OTTAWA -- As the COVID-19 pandemic wages on, the Canadian military is in the process of procuring new equipment to boost their capacity to transport people with infectious diseases, including a specialized shipping container that can fit up to 12 patients, according to new documents tabled in the House of Commons this week.

According to the Department of National Defence, they are “procuring new and specialized health equipment that will improve our ability to provide medical support on operations, at home and abroad.”

Already there are Royal Canadian Air Force aircraft that are capable of transporting COVID-19 patients, though new equipment is coming to allow patient transport for those with a range of infectious diseases and to receive medical care while onboard, while protecting the air crew.

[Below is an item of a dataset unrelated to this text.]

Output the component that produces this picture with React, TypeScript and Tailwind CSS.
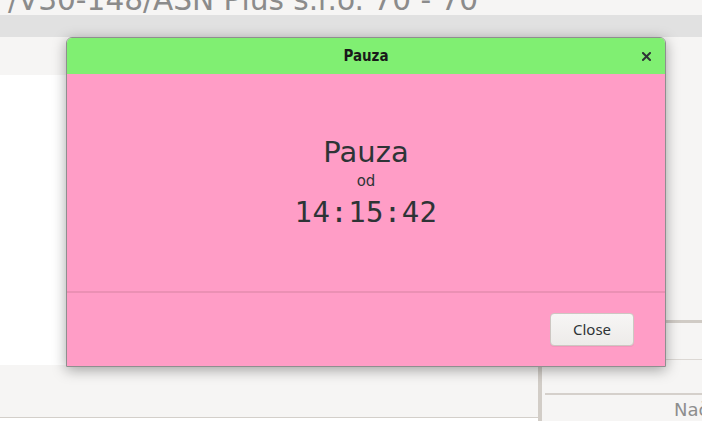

Specifically the new protective gear already ordered and on its way includes:

  • One “Aeromedical Bio-containment Evacuation System” (ABES), which the department describes as a reusable and specialized shipping container that can fit up to 12 infected patients to be put inside of the Hercules or Globemaster aircrafts;
  • 15 “Aeromedical Single Isolation Bio-containment Units” (ABISU), which are reusable hard-shell containers that are essentially a smaller version of the shipping container to fit in smaller military aircraft and helicopters;
  • 160 “Disposable Isolation Single Bio-containment Units” (DISBU), which are compact plastic chambers to isolate single patients with mild symptoms; and
  • 50 Griffon helicopter COVID-19 barriers to separate pilots from the passengers onboard Griffon aircraft, “to serve as a complement to other protective measures,” the department says.

“This equipment will ensure that the Canadian Armed Forces have the ability to safely support efforts in response to the COVID-19 pandemic, as well as all medical evacuations of highly infectious patients now and into the future,” said the department in the documents.

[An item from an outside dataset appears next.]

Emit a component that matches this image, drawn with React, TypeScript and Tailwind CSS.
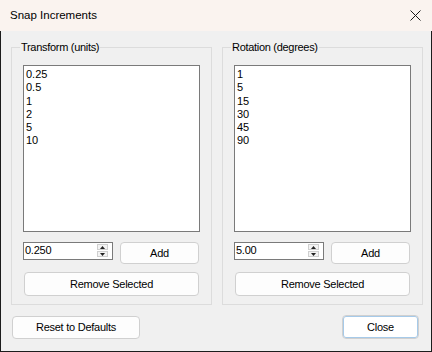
import React from "react";

const font = { fontFamily: '"Liberation Sans", Arial, sans-serif' };

function Btn({ children, className = "" }: { children: React.ReactNode; className?: string }) {
  return (
    <div
      className={
        "flex items-center justify-center rounded-[4px] border border-[#d0d0d0] bg-[#fdfdfd] text-[11px] tracking-[-0.25px] text-black " +
        className
      }
    >
      {children}
    </div>
  );
}

function Spin({ value }: { value: string }) {
  return (
    <div className="flex h-[18px] w-[90px] items-start border border-[#7a7a7a] bg-white">
      <div className="flex-1 pl-[1px] pt-[1px] text-[11px] leading-[13px] tracking-[-0.25px]">{value}</div>
      <div className="mr-[4px] mt-[1px] flex w-[11px] flex-col gap-[1px]">
        <div className="flex h-[6px] items-center justify-center border border-[#cfcfcf] bg-[#f3f3f3]">
          <svg width="5" height="3" viewBox="0 0 5 3">
            <path d="M0 3 L2.5 0 L5 3 Z" fill="#222" />
          </svg>
        </div>
        <div className="flex h-[6px] items-center justify-center border border-[#cfcfcf] bg-[#f3f3f3]">
          <svg width="5" height="3" viewBox="0 0 5 3">
            <path d="M0 0 L2.5 3 L5 0 Z" fill="#222" />
          </svg>
        </div>
      </div>
    </div>
  );
}

function Group({ title, items, value }: { title: string; items: string[]; value: string }) {
  return (
    <div className="w-[201px] pt-[7px]">
      <div className="relative h-[258px] border border-[#dcdcdc] pl-[11px] pt-[17px]">
        <div className="absolute left-[8px] top-[-8px] bg-[#f0f0f0] px-[1px] text-[11px] leading-[14px] tracking-[-0.3px]">
          {title}
        </div>
        <div className="h-[167px] w-[177px] border border-[#7a7a7a] bg-white pl-[2px] pt-[2px]">
          {items.map((it) => (
            <div key={it} className="text-[11px] leading-[13.3px]">
              {it}
            </div>
          ))}
        </div>
        <div className="mt-[10px] flex items-start gap-[7px]">
          <Spin value={value} />
          <Btn className="h-[22px] w-[79px]">Add</Btn>
        </div>
        <Btn className="ml-[1px] mt-[8px] h-[24px] w-[175px]">Remove Selected</Btn>
      </div>
    </div>
  );
}

export default function App() {
  return (
    <div className="flex h-[352px] w-[432px] flex-col bg-[#f0f0f0] text-black" style={font}>
      <div className="flex h-[31px] items-center justify-between bg-[#faf3ef] pl-[10px] pr-[11px]">
        <span className="text-[11.5px]">Snap Increments</span>
        <svg width="11" height="11" viewBox="0 0 11 11">
          <path d="M0.5 0.5 L10.5 10.5 M10.5 0.5 L0.5 10.5" stroke="#1a1a1a" strokeWidth="1" />
        </svg>
      </div>
      <div className="flex flex-1 flex-col border-x border-b border-[#1c1c1c] pl-[10px] pt-[9px]">
        <div className="flex gap-[10px]">
          <Group title="Transform (units)" items={["0.25", "0.5", "1", "2", "5", "10"]} value="0.250" />
          <Group title="Rotation (degrees)" items={["1", "5", "15", "30", "45", "90"]} value="5.00" />
        </div>
        <div className="mt-[10px] flex items-start justify-between pr-[12px]">
          <Btn className="ml-[1px] mt-[1px] h-[23px] w-[128px]">Reset to Defaults</Btn>
          <Btn className="h-[24px] w-[77px] border-[#0067c0] bg-white shadow-[inset_0_0_0_1px_rgba(0,103,192,0.35)]">
            Close
          </Btn>
        </div>
      </div>
    </div>
  );
}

The plans to procure the new medical and protective equipment was released in response to an inquiry from Conservative defence critic James Bezan, who also received a response indicating a lag time in early 2020 between when the Canadian Forces Intelligence Command briefed Defence Minister Harjit Sajjan about the novel coronavirus and when the federal government formally convened a COVID-19 Incident Response Group.